The strongest setups share a few traits. Data is collected early. Filing responsibility is clear. Exceptions are visible fast. Communication is tied to the shipment, not buried across inboxes. And the customs process is connected to the physical movement of freight.
That last point is becoming more important. Brokerage alone is not enough if the rest of the border workflow remains fragmented. Operators moving high-volume US-Mexico freight increasingly need customs execution, carrier coordination, and shipment visibility to function as one system.
Why technology is changing what customs brokerage means
The job itself has not changed at the core. Freight still needs compliant entry, accurate data, and release management. What is changing is how fast and how reliably that work can happen.
Traditional brokerage models often depend on email chains, manual rekeying, spreadsheet trackers, and institutional memory. That creates delays and inconsistency, especially when shipment volume spikes. Technology can compress that cycle by extracting data from incoming documents, validating required fields, routing exceptions, and pushing filings faster.
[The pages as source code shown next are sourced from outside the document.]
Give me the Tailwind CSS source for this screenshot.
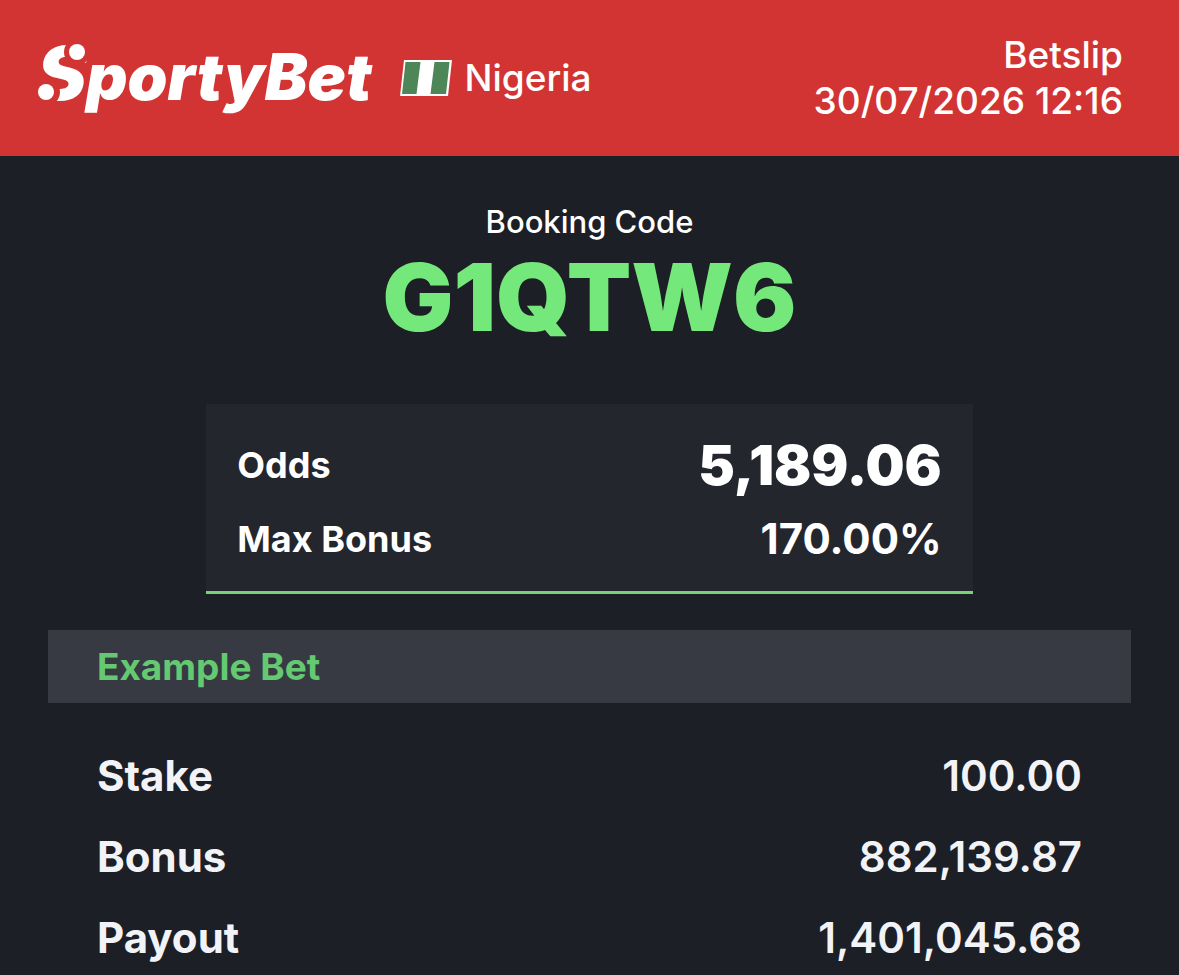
<!DOCTYPE html>
<html lang="en">
<head>
  <meta charset="UTF-8" />
  <meta name="viewport" content="width=device-width, initial-scale=1.0"/>
  <title>SportyBet Betslip</title>
  <script src="https://cdn.jsdelivr.net/npm/@tailwindcss/browser@4"></script>
</head>
<body class="bg-[#1c1f26] text-white font-['Inter',sans-serif]">

  <header class="bg-[#d13433] pl-[37px] pr-14 py-8 flex justify-between items-center">
    <div class="flex items-center">
      <h1 class="relative pb-1.5 font-black italic text-[64px] leading-[76px]"><span class="text-[74px]">S</span>portyBet
        <!-- dots on the S -->
        <span class="absolute left-8 top-[9px] size-4 rounded-full bg-white ring-5 ring-[#d13433]"></span>
        <span class="absolute left-px top-[49px] size-4 rounded-full bg-white ring-6 ring-[#d13433]"></span>
      </h1>
      <svg class="ml-[27px] w-[54px] h-[38px]" viewBox="0 0 54 38" role="img" aria-label="Nigeria flag">
        <path d="M5 1H53L49 37H1Z" fill="#fff"/>
        <path d="M6.500 3H21.500L17.500 35H3Z" fill="#4d8657"/>
        <path d="M35.500 3H50.500L47 35H31.500Z" fill="#4d8657"/>
      </svg>
      <span class="ml-3 text-[37px] leading-[46px] font-medium">Nigeria</span>
    </div>
    <div class="text-right text-[37px] leading-[46px] font-medium">
      <p>Betslip</p>
      <p>30/07/2026 12:16</p>
    </div>
  </header>

  <main class="pt-[46px]">
    <div class="text-center">
      <p class="text-[31px] leading-[40px] font-medium">Booking Code</p>
      <h2 class="mt-[7px] text-[94px] leading-[96px] font-black text-[#75e87b]">G1QTW6</h2>
    </div>

    <dl class="mt-[59px] mx-auto w-[65%] px-[31px] pt-6 pb-[15px] bg-[#24262e] border-b-3 border-[#77d37a] leading-[74px]">
      <div class="flex justify-between items-center">
        <dt class="text-[36px] font-bold">Odds</dt>
        <dd class="text-[55px] font-black">5,189.06</dd>
      </div>
      <div class="flex justify-between items-center">
        <dt class="text-[36px] font-bold">Max Bonus</dt>
        <dd class="text-[42px] font-bold">170.00%</dd>
      </div>
    </dl>

    <section class="mt-9 mx-12">
      <h3 class="bg-[#373943] px-[49px] py-4 text-[37px] leading-[41px] font-bold text-[#64c971]">Example Bet</h3>

      <dl class="mt-[49px] px-[49px] flex flex-col gap-[33px] text-[42px] leading-[48px] text-[#f2f3f7]">
        <div class="flex justify-between">
          <dt class="font-bold">Stake</dt>
          <dd class="font-semibold">100.00</dd>
        </div>
        <div class="flex justify-between">
          <dt class="font-bold">Bonus</dt>
          <dd class="font-semibold">882,139.87</dd>
        </div>
        <div class="flex justify-between">
          <dt class="font-bold">Payout</dt>
          <dd class="font-semibold">1,401,045.68</dd>
        </div>
      </dl>
    </section>
  </main>

</body>
</html>
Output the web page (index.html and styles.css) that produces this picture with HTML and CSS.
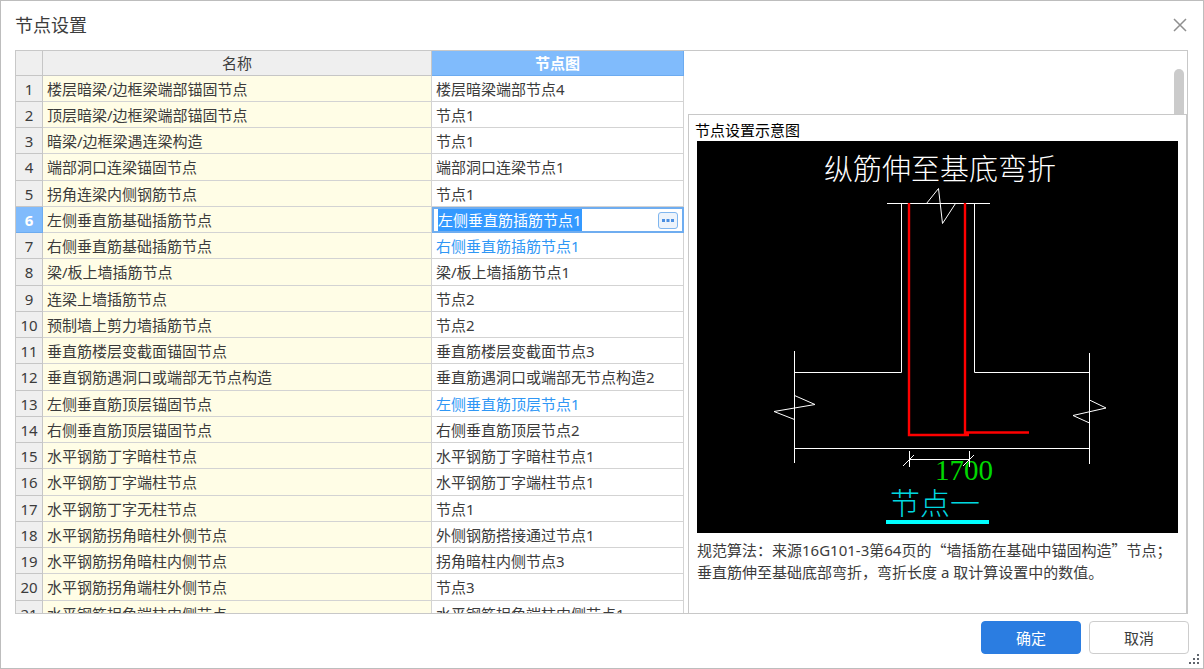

But technology only helps when it fits the operation. If a shipper has to log into another portal, duplicate work, or rebuild its workflow around the software, adoption drops. The better model is automation that works inside the existing document flow and gives the operator more control, not more admin. That is the direction many cross-border teams are moving, especially where customs timing directly affects truck turn times and delivery performance.
Customs brokerage means getting goods through the border legally, accurately, and on schedule. In real freight operations, it also means owning the details that keep a shipment from breaking at the worst possible moment. If your border process feels like a series of handoffs held together by email, that is usually the signal to tighten the brokerage layer before the next delay makes the decision for you.